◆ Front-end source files
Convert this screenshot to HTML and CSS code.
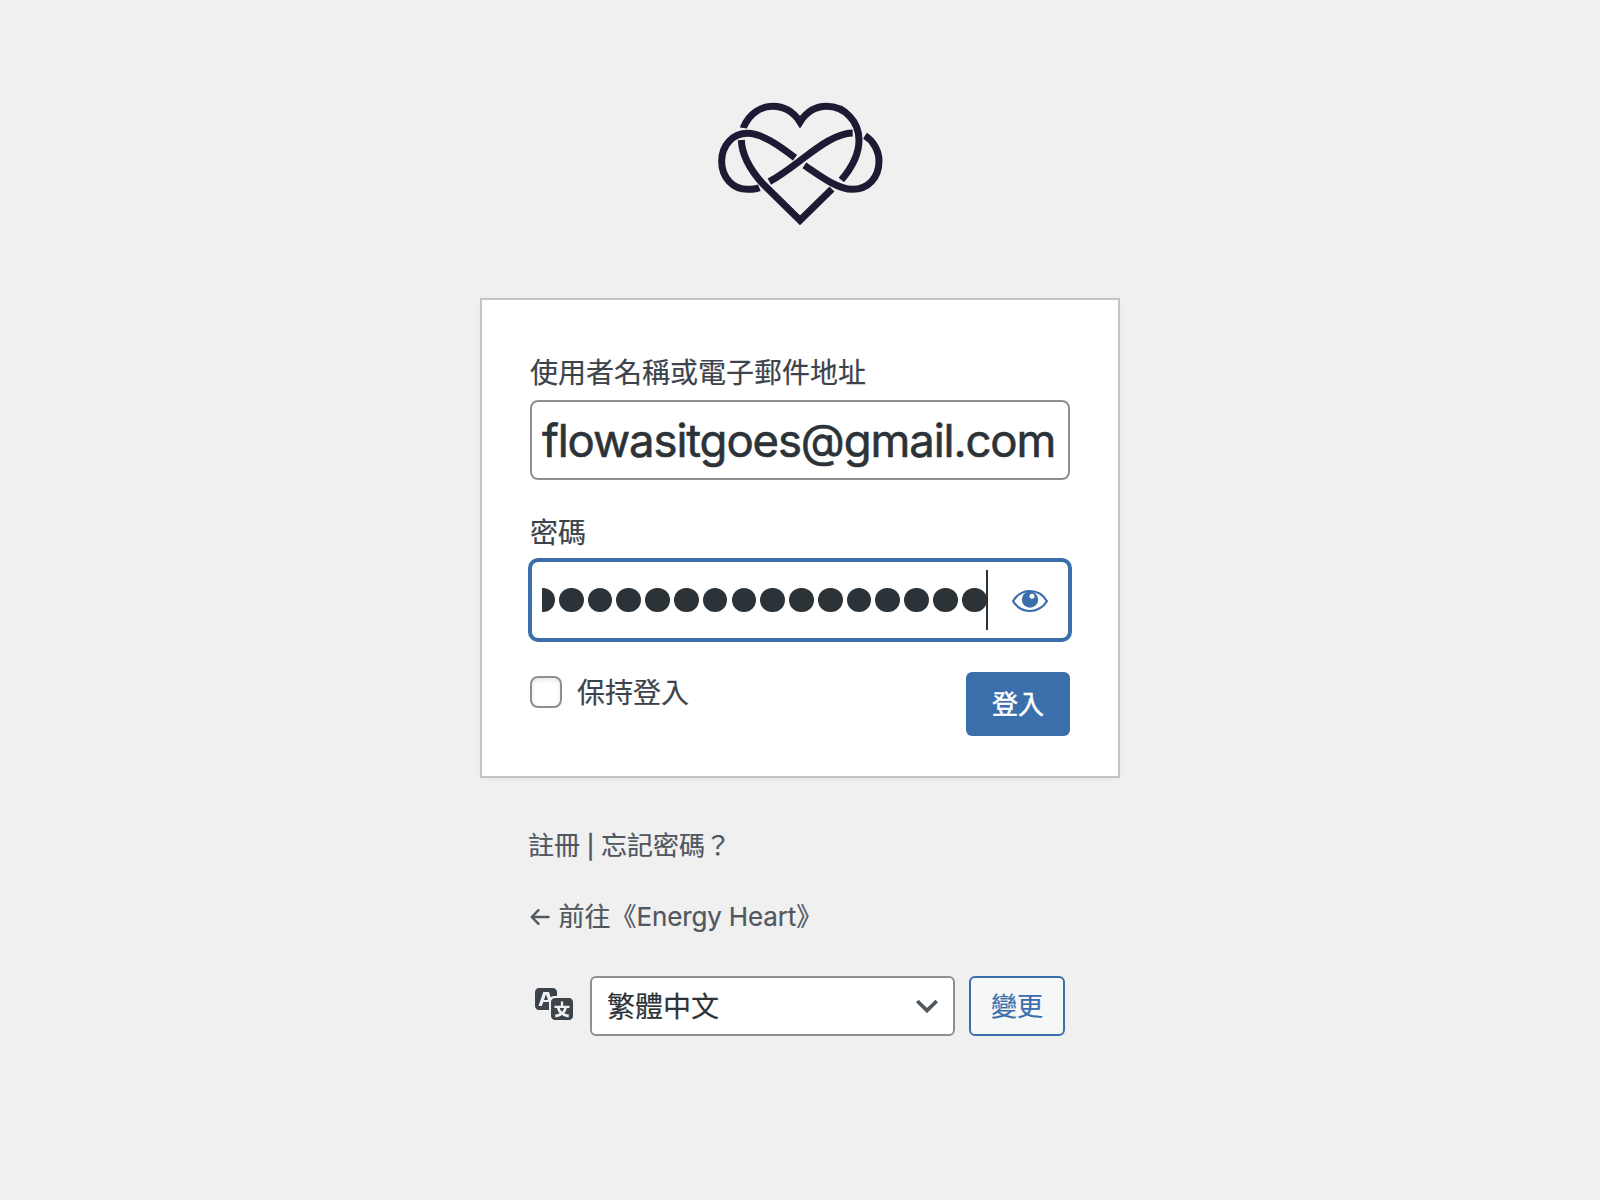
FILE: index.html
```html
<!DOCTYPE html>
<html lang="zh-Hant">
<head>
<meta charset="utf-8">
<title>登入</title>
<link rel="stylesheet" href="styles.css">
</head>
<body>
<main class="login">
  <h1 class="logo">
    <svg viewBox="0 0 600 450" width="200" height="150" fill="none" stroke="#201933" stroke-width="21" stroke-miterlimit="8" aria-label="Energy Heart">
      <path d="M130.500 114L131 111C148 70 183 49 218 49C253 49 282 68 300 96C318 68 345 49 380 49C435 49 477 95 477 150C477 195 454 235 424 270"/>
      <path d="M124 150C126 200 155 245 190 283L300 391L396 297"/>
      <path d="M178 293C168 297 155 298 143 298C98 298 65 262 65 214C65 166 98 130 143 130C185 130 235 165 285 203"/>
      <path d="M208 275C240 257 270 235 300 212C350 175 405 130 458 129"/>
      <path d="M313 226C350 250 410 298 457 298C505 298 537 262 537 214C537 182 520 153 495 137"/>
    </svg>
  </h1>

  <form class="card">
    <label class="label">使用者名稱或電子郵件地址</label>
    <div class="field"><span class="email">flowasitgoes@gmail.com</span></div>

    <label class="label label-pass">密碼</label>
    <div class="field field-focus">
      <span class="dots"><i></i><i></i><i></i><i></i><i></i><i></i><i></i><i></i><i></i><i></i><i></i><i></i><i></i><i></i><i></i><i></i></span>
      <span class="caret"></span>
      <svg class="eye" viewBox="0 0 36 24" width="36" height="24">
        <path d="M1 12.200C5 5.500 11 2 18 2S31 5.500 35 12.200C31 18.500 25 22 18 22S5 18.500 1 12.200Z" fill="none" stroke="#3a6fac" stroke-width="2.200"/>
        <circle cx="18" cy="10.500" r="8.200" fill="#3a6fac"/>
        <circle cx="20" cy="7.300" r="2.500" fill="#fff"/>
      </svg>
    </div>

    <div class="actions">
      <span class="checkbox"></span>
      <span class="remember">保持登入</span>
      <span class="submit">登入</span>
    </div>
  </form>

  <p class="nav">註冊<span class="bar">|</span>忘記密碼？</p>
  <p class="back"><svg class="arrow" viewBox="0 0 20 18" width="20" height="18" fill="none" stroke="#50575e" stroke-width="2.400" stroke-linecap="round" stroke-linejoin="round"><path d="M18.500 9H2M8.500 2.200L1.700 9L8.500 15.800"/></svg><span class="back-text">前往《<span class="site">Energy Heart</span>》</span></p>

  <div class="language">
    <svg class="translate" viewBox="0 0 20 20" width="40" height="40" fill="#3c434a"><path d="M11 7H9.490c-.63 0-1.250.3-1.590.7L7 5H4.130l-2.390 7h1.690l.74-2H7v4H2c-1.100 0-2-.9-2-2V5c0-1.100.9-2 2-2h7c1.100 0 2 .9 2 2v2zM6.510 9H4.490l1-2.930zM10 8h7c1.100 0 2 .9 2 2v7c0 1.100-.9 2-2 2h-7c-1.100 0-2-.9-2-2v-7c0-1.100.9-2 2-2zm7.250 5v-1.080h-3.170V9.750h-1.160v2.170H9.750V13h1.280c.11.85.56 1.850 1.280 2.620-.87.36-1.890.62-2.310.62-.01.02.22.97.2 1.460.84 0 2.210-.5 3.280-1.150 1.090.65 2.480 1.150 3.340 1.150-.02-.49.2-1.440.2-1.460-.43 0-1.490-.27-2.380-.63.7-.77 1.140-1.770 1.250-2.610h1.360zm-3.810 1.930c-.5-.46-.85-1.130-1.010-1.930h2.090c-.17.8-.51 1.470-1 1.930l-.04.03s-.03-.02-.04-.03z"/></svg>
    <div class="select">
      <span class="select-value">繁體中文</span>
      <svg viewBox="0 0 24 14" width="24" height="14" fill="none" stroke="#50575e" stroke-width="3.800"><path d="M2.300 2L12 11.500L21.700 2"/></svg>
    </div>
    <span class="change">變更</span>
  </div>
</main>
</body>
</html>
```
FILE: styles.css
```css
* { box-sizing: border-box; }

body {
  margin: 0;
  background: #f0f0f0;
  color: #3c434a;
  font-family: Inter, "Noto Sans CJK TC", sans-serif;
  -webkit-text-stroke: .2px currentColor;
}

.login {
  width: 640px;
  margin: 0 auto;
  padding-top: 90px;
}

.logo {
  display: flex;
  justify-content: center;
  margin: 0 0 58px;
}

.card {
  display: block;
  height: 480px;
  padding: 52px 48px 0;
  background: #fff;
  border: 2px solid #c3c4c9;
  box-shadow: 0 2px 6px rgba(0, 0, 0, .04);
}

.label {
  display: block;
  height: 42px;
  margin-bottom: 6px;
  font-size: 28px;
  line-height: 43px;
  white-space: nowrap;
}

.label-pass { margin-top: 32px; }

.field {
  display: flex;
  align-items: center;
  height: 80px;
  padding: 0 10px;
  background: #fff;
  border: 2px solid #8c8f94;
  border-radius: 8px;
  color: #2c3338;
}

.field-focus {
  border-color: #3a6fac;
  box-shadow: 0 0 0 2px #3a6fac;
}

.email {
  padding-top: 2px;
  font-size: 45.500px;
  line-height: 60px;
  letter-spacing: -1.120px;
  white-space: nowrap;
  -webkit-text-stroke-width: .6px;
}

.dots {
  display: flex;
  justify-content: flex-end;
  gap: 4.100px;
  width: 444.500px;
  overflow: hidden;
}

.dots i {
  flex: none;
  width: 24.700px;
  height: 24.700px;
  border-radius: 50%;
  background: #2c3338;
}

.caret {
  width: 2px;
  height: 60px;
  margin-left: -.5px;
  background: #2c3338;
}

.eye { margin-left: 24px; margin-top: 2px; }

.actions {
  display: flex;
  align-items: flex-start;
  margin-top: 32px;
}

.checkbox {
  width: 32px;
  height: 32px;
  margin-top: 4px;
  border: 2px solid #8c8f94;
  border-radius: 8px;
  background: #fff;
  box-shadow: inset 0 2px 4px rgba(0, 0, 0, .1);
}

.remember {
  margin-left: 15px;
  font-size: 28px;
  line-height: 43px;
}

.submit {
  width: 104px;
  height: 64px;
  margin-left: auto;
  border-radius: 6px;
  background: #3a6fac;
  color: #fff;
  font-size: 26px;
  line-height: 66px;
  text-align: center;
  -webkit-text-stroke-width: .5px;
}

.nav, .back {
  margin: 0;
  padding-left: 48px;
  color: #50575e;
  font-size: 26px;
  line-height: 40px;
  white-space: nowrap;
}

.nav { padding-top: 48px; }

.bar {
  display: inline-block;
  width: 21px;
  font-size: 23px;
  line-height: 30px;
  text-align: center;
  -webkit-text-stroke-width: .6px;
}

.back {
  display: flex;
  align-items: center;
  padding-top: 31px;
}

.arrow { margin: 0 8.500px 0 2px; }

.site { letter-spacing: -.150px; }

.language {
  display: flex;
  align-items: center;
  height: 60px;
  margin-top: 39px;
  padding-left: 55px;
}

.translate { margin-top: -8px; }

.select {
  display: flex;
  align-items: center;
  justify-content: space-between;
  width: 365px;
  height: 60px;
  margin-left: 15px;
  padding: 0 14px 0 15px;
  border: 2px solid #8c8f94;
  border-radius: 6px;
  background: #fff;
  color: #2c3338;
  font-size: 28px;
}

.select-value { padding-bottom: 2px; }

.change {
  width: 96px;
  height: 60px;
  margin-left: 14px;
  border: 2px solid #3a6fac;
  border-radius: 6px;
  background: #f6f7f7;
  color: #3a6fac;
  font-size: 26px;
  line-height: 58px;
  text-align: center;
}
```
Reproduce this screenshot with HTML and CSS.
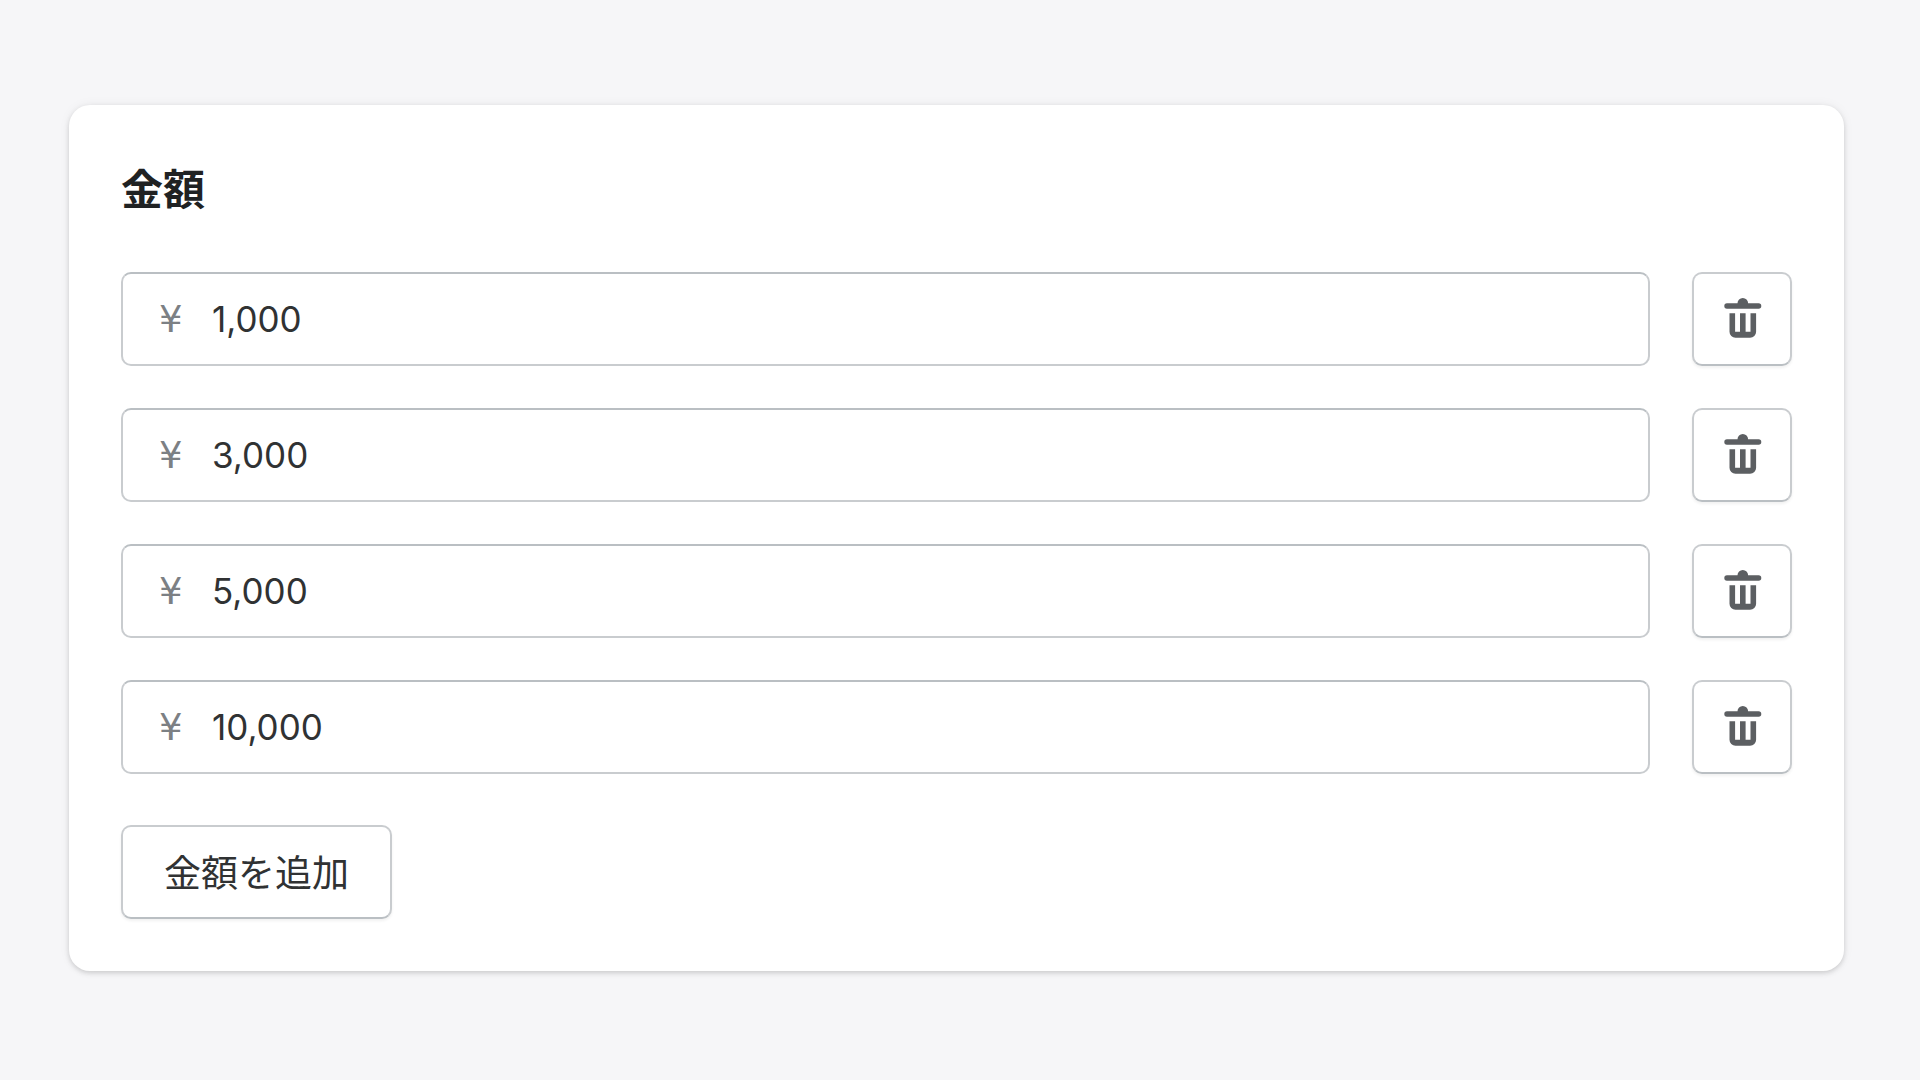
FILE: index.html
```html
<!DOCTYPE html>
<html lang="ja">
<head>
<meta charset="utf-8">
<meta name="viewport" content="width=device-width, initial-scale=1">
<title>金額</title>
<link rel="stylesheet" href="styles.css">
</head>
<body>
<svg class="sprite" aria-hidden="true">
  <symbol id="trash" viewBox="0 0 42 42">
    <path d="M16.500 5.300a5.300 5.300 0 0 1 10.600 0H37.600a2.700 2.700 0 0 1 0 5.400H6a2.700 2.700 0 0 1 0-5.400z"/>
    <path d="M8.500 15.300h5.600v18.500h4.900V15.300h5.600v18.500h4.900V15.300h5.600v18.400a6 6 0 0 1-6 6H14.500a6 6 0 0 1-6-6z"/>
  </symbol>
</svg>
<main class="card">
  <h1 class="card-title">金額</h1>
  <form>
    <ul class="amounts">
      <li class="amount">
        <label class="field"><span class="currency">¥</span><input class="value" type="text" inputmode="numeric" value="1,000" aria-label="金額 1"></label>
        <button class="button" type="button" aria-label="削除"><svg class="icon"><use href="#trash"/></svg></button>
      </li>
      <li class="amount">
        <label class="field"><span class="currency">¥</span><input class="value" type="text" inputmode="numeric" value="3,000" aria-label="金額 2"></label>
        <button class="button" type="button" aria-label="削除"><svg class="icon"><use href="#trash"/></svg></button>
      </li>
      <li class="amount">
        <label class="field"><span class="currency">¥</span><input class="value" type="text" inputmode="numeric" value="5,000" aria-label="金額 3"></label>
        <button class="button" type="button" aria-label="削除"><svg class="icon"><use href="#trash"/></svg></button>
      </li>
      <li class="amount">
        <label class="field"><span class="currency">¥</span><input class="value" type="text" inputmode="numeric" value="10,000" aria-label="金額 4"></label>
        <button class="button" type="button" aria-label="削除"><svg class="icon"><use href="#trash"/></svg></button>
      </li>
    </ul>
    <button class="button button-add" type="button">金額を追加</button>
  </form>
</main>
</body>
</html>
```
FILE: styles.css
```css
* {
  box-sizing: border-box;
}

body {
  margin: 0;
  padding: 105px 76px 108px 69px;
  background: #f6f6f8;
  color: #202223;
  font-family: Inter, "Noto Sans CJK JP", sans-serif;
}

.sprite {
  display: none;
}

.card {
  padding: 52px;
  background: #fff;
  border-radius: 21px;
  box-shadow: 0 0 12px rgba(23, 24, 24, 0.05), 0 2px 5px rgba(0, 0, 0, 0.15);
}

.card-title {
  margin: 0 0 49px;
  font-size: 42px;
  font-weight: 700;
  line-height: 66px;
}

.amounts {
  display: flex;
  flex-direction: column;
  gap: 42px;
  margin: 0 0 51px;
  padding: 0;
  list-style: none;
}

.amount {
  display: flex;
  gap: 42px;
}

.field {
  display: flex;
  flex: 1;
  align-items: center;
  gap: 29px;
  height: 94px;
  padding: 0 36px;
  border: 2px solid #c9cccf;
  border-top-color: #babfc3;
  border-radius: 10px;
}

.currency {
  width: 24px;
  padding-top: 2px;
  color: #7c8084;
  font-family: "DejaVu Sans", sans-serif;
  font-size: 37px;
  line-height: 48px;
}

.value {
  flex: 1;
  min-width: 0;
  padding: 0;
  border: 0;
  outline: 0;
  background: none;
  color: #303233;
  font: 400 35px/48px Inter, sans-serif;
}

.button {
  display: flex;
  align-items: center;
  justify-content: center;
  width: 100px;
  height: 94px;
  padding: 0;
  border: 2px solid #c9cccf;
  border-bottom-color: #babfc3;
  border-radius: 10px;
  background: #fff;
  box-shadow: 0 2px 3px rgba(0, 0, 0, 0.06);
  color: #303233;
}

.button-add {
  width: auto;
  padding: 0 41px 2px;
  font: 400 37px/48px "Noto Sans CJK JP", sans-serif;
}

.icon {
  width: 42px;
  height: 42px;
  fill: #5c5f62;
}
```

◆ Short exercise
Lines containing the word "this" must all be returned from the material above.

◆ Complete answer
Convert this screenshot to HTML and CSS code.
Reproduce this screenshot with HTML and CSS.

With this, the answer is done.